If you’re building a plan on your own, IRS Publication 4557, Safeguarding Taxpayer Data provides step-by-step guidance for tax professionals on creating a data security plan. Your plan should address how taxpayer data is collected, stored, accessed, and shared. These processes should be reviewed and updated regularly.
Just as important, employee security awareness training should be a core component of your plan. Phishing and spear‑phishing attacks remain one of the most common causes of taxpayer data breaches, often succeeding because an employee unknowingly clicks a malicious link or shares credentials. Training staff to recognize suspicious emails, requests for sensitive information, and other social engineering tactics can significantly reduce your firm’s risk.
2. Follow best practices for tax identity protection
Following established data protection best practices is critical to reducing your firm’s risk of a breach. At a minimum, this includes using strong, unique passwords on all devices and systems, installing and maintaining anti-malware software, encrypting sensitive files and emails, and securely wiping and disposing of old computers or devices that contain client information.
It’s also important to implement secure access controls within your firm. Limit employee access to sensitive taxpayer information based on their role and regularly review user permissions to ensure only authorized individuals can access critical data. This helps reduce the risk of both internal mistakes and external threats gaining access to client information.
As a tax preparer, you handle highly sensitive personal and financial data every day, so staying informed about emerging threats is a must. Be proactive about recognizing the sign and understand what action to take during a tax data breach to minimize the impact and respond quickly.
3. Train your employees to recognize a phishing scam
Phishing emails remain one of the most common causes of data breaches. So, it’s vital that you and your employees know how to spot fraud and phishing email scams. These attacks are designed to trick users into clicking malicious links, downloading harmful files, or sharing sensitive information. It’s important to understand the difference between phishing and spear phishing.
Phishing attacks are typically broad and sent to a large group of recipients, while spear phishing attacks are highly targeted and customized to appear as though they come from a trusted source, such as the IRS, a tax software provider, a client, or even a colleague. Because spear phishing emails are often personalized and convincing, they can be much harder to detect.
To reduce your risk, train employees to carefully evaluate every email before acting. Key best practices include:
- Verify email domains: Always check the sender’s email address closely for subtle misspellings or spoofed domains. Even small changes can signal a fraudulent message.
- Review links before clicking: Hover over links to confirm they direct to a legitimate website and avoid clicking if anything looks suspicious.
- Be cautious of sensitive requests: Legitimate organizations will not ask for passwords, login credentials, or taxpayer and financial information via email. When in doubt, contact the sender through a known, trusted method to verify the request.
- Watch for red flags in messaging: Phishing emails often create a false sense of urgency like threats of account suspension or legal action, or use unusual wording, tone, or requests that seem out of character for the sender.

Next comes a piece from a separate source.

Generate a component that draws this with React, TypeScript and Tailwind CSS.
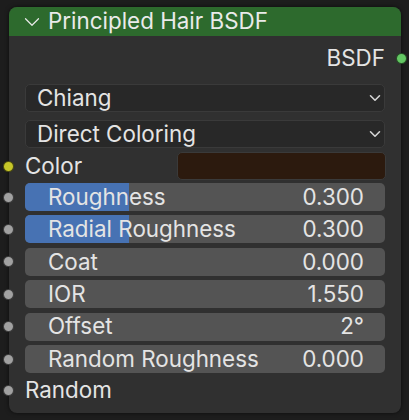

4. Use multi-factor authentication
The IRS recommends that all tax professionals use multi-factor authentication (MFA) for their tax preparation software and systems that store or access taxpayer data. MFA adds an extra layer of protection by requiring users to verify their identity using more than just a username and password.

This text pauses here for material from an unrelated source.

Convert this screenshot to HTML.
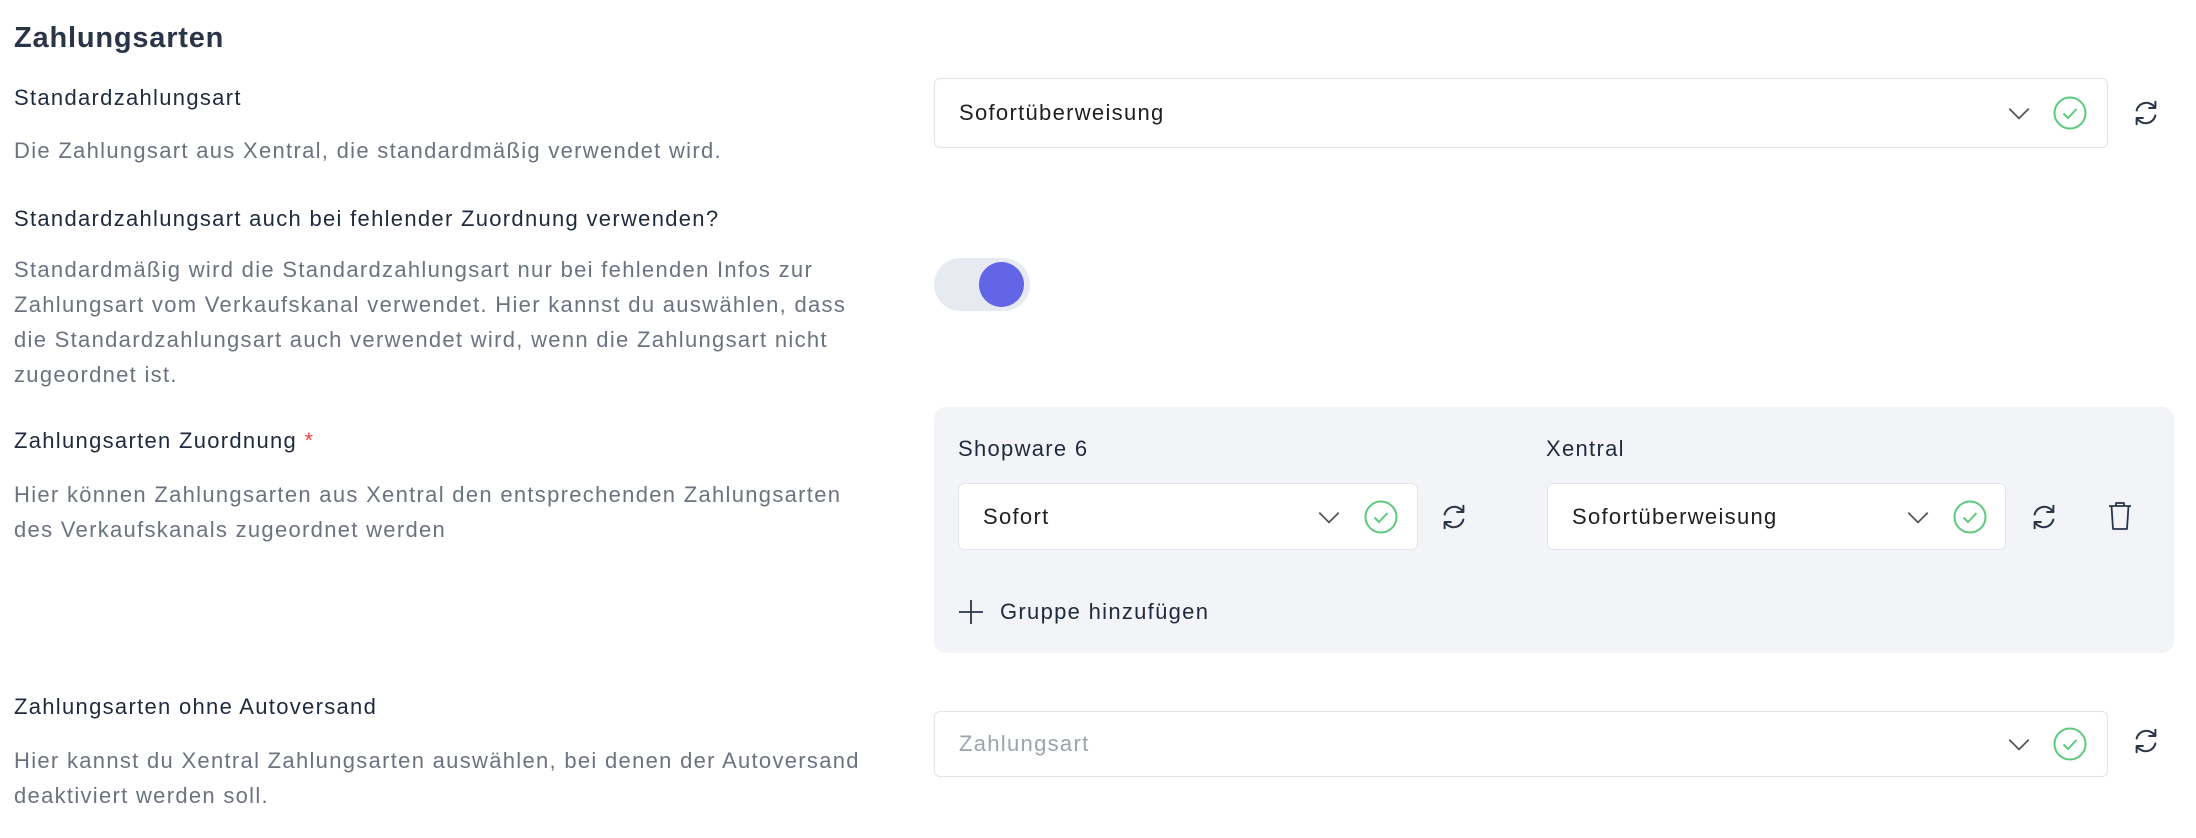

This is especially important because phishing attacks can compromise login credentials. Even if a cybercriminal obtains a password through a phishing or spear‑phishing email, multi‑factor authentication can prevent unauthorized access by requiring an additional verification step that the attacker does not have, such as a code generated by an authentication app, a physical security token, or a biometric identifier like a fingerprint or facial scan.
TaxSlayer Pro offers multi-factor authentication on all its products, making it easier for tax professionals to secure accounts and protect sensitive client information. Enabling MFA significantly reduces the risk of unauthorized access and is one of the most effective steps you can take to strengthen your overall data security practices.
5. Watch your EFIN & PTIN activity, especially during tax season
Identity thefts might target your EFIN or PTIN numbers and use them to file fraudulent returns. You can catch this type of fraud early by monitoring activity happening under your EFIN or PTIN. You should receive daily acknowledgements each time you file a return, and the IRS will post the numbers of returns that were filed using your EFIN each week. You can access the weekly reports by logging into your EFIN application. The IRS also issues weekly reports for PTINs for annual filing season program participants who file more than 50 returns per year. If the numbers in these reports ever differ from the number of returns your practice has actually filed, contact the IRS e-help desk immediately.
6. Consider offering identity theft protection to your clients
Although the IRS does not specifically endorse identity theft protection products, identity monitoring from a trusted provider can help reduce their risk of tax identity theft and detect issues early. Filing early can help prevent fraudulent returns from being submitted first and clients should remain alert to IRS impersonation scams requesting personal information.
Identity monitoring can flag suspicious activity sooner, while identity restoration services can help clients recover more quickly if fraud does occur. TaxSlayer Pro partners with Securely ID ,powered by Experian, to offer advanced identity monitoring and restoration services. . This protection will give many of your clients peace of mind, and the fee can be deducted directly from their refund.
By taking appropriate steps, you can avoid most data breaches and protect your clients from tax identity theft. Because some attacks are highly sophisticated, you may consider protecting your business with cyber insurance in case a breach does occur. Cyber insurance will help you recoup revenue lost due to a breach, recover stolen data, and get your tax practice back to normal as quickly as possible.